On the other hand, I must look for themes that bridge John's context and mine. I must seek to distill what is contextually transferable to bring this passage to life. Two themes come to mind. (1) John is wrestling with the essence of Christian identity. What is the essential core of belief that distinguishes the Christian? What is the watershed doctrine at the heart of our faith? We will return to this again and again as we see that incarnational theology is for John the crux issue of thought. (2) John is describing the basis of Christian fellowship. Within the church the quality of our life together is an essential datum in fulfilling our mandate as God's people. However, should we pursue this harmony and unity of purpose at all costs?

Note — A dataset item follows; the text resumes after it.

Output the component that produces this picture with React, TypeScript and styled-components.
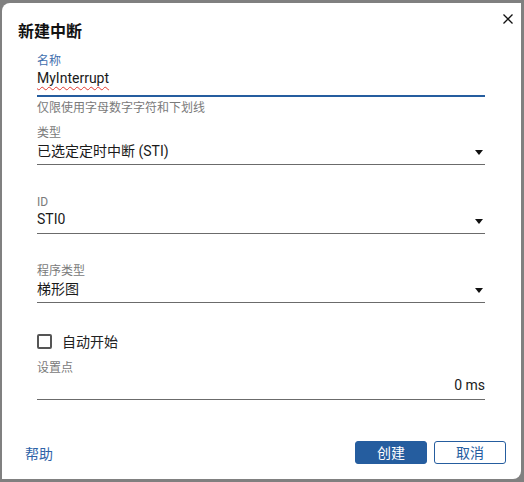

We live in a culture that is eager for religious experience. George Barna reports that in the United States over 90 percent of the population believes in a God or gods that have power over the universe. As a result, religious tolerance and experimentation are commonplace. Furthermore, when asked if all of the world's religions essentially prayed to the same God, 64 percent of the adult public agreed. In the Christian church, among those who called themselves evangelicals, 46 percent agreed, and among those who labeled themselves "born again," 48 percent agreed. Among adults who simply called themselves "regular church attendees," fully 62 percent said that they believed all religions essentially prayed to the same God. This is astonishing. Within the pews of America's churches, two-thirds of the people do not believe in the exclusive character of the Christian message, and almost half of all evangelicals say the same.
In light of these tendencies both inside and outside of the church, how will we define our life together as Christians? What will be the essential character of Christian thought and community? John's first words to his churches force us to ask penetrating questions about our own Christian identity.